El neorrealismo en política parece una recuperación de la realpolitik que en su día propiciara el canciller alemán Willy Brandt. Equivale a la aceptación de la convivencia por parte de las democracias vigentes con realidades, proyectos y sociedades distintas, y lamentablemente distantes, del orden liberal. Eso no equivale a abandonar la defensa de los valores democráticos, sino a reconocer que se ha acabado, para bien de la Humanidad, el tiempo de las Cruzadas. Mearsheimer publicó hace ahora tres años un interesante estudio sobre el ascenso y caída del orden liberal internacional: comienza tras el derrumbe del Muro de Berlín bajo el liderazgo de Washington, que acumuló por un tiempo la primacía del poder militar, económico y tecnológico del mundo. Este escenario unipolar apenas duró un par de décadas durante las cuales se consolidó la emergencia de China y la recuperación del protagonismo ruso como primera potencia nuclear que continúa siendo. Cualquiera que sea ahora el desenlace de la guerra de Ucrania, ese orden que había sustituido al de la Guerra Fría no ha de perdurar. Estados Unidos seguirá teniendo el mayor ejército del mundo, pero necesita, junto con China y Rusia, renovar el acuerdo sobre las armas nucleares e insistir en su no proliferación. También ser consecuente con su existencia. Es llamativo que frente a la amenaza de utilizar el poder atómico por parte de Vladímir Putin, Joe Biden no le recordara abiertamente que ese no era un privilegio exclusivamente suyo.

Nos encaminamos a un escenario multipolar en el que, asegurado el control de armas, la verdadera batalla será la económica. Parece toda una premonición que entre las sanciones promovidas contra Moscú por el actual conflicto se haya barajado su expulsión del Fondo Monetario Internacional y del Banco Mundial. Casi con seguridad el sistema emanado de Breton Woods está llamado a ser sustituido por otro en el que el protagonismo asiático ha de adquirir carta de naturaleza. La decisión de Pekín de ser protagonista fundamental del nuevo escenario quedó plasmada en el documento que Xi Jinping y Putin firmaron el 4 de febrero con ocasión de la inauguración de los Juegos Olímpicos de Invierno. En él se insta abiertamente a que la OTAN abandone “sus prácticas de la Guerra Fría respecto a la soberanía, seguridad e intereses de otros países”. También declaran que los signatarios “serán vigilantes respecto al impacto negativo de la estrategia americana en el Indo-Pacífico”. Y en una larga exposición sobre las instituciones multinacionales asiáticas llaman a la colaboración del triángulo Rusia-India-China. Más de un tercio de la Humanidad, gobernado por dos férreas autocracias y una democracia de castas.

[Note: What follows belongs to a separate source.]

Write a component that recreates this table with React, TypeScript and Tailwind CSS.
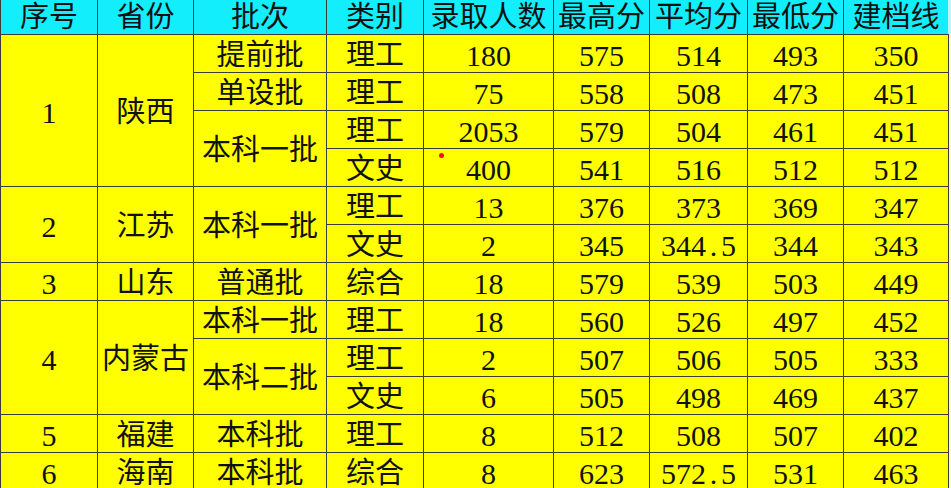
import React from "react";

type Cell = { t: string; rs?: number };

const rows: Cell[][] = [
  [{ t: "1", rs: 4 }, { t: "陕西", rs: 4 }, { t: "提前批" }, { t: "理工" }, { t: "180" }, { t: "575" }, { t: "514" }, { t: "493" }, { t: "350" }],
  [{ t: "单设批" }, { t: "理工" }, { t: "75" }, { t: "558" }, { t: "508" }, { t: "473" }, { t: "451" }],
  [{ t: "本科一批", rs: 2 }, { t: "理工" }, { t: "2053" }, { t: "579" }, { t: "504" }, { t: "461" }, { t: "451" }],
  [{ t: "文史" }, { t: "400" }, { t: "541" }, { t: "516" }, { t: "512" }, { t: "512" }],
  [{ t: "2", rs: 2 }, { t: "江苏", rs: 2 }, { t: "本科一批", rs: 2 }, { t: "理工" }, { t: "13" }, { t: "376" }, { t: "373" }, { t: "369" }, { t: "347" }],
  [{ t: "文史" }, { t: "2" }, { t: "345" }, { t: "344.5" }, { t: "344" }, { t: "343" }],
  [{ t: "3" }, { t: "山东" }, { t: "普通批" }, { t: "综合" }, { t: "18" }, { t: "579" }, { t: "539" }, { t: "503" }, { t: "449" }],
  [{ t: "4", rs: 3 }, { t: "内蒙古", rs: 3 }, { t: "本科一批" }, { t: "理工" }, { t: "18" }, { t: "560" }, { t: "526" }, { t: "497" }, { t: "452" }],
  [{ t: "本科二批", rs: 2 }, { t: "理工" }, { t: "2" }, { t: "507" }, { t: "506" }, { t: "505" }, { t: "333" }],
  [{ t: "文史" }, { t: "6" }, { t: "505" }, { t: "498" }, { t: "469" }, { t: "437" }],
  [{ t: "5" }, { t: "福建" }, { t: "本科批" }, { t: "理工" }, { t: "8" }, { t: "512" }, { t: "508" }, { t: "507" }, { t: "402" }],
  [{ t: "6" }, { t: "海南" }, { t: "本科批" }, { t: "综合" }, { t: "8" }, { t: "623" }, { t: "572.5" }, { t: "531" }, { t: "463" }],
];

const headers = ["序号", "省份", "批次", "类别", "录取人数", "最高分", "平均分", "最低分", "建档线"];
const widths = [97, 96, 133, 97, 130, 96, 98, 96, 105];

function Num({ t }: { t: string }) {
  const parts = t.split(".");
  if (parts.length === 1) return <span className="text-[30px]">{t}</span>;
  return (
    <span className="text-[30px]">
      {parts[0]}
      <span className="inline-block w-[15px] text-center">.</span>
      {parts[1]}
    </span>
  );
}

export default function App() {
  return (
    <div
      className="relative w-[951px] h-[488px] overflow-hidden bg-[#fdfdb8] text-[#111]"
      style={{ fontFamily: '"Liberation Serif", "Noto Sans CJK SC", serif' }}
    >
      <table className="border-collapse table-fixed w-[948px] text-[29px] leading-none">
        <colgroup>
          {widths.map((w, i) => (
            <col key={i} style={{ width: w }} />
          ))}
        </colgroup>
        <thead>
          <tr>
            {headers.map((h, i) => (
              <th
                key={i}
                className="h-[34px] p-0 pt-[1px] font-normal text-center bg-[#12eefb] border border-[#3c3c3c] border-t-0"
              >
                {h}
              </th>
            ))}
          </tr>
        </thead>
        <tbody>
          {rows.map((r, ri) => (
            <tr key={ri}>
              {r.map((c, ci) => (
                <td
                  key={ci}
                  rowSpan={c.rs}
                  className="h-[38px] p-0 pt-[5px] text-center align-middle bg-[#ffff00] border border-[#3c3c3c]"
                >
                  {/^[0-9.]+$/.test(c.t) ? <Num t={c.t} /> : c.t}
                </td>
              ))}
            </tr>
          ))}
        </tbody>
      </table>
      <div className="absolute right-0 top-0 w-[3px] h-[34px] bg-[#b8f8fc]" />
      <div className="absolute left-[439px] top-[153px] w-[5px] h-[5px] rounded-full bg-[#f01010]" />
    </div>
  );
}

La pregunta pertinente en este escenario es qué va a hacer Europa, si está dispuesta a edificar su autonomía estratégica, lo que exigirá antes que un esfuerzo militar, un acuerdo económico y fiscal que conduzca a la deseada unión política. Las emociones actuales sobre la unidad de los 27 forman parte del relato pero no responden a la realidad institucional. Una vez que se alcance el alto el fuego en Ucrania y una paz mínimamente estable, para lo que serán necesarias no pocas concesiones a Rusia, parece urgente convocar una Conferencia de Seguridad y Paz europea con Moscú sentado a la mesa. Europa tiene una oportunidad de convertirse en mediador, y en cierta medida árbitro, entre los dos grandes superpoderes del mundo. Conviene preguntarse empero dónde reside el liderazgo que lo haga posible. Junto al lenguaje bélico de la Alianza Atlántica, Europa debe poner en marcha un plan de paz, ajustado a la situación real, que garantice su seguridad. Y no tomar decisiones que comprometan en el medio plazo las relaciones multilaterales, el desarrollo de nuestros países y la sostenibilidad de su modelo social.

La esposa del general Della Rovere le escribió a la cárcel antes de su fusilamiento una carta con un consejo explícito:

—Cuando no sepas cuál es el camino del deber, elige el más difícil.

Además de Zelenski, ojalá que entre los pícaros, timadores y cómicos que hoy gobiernan Europa haya alguien capaz de hacerlo.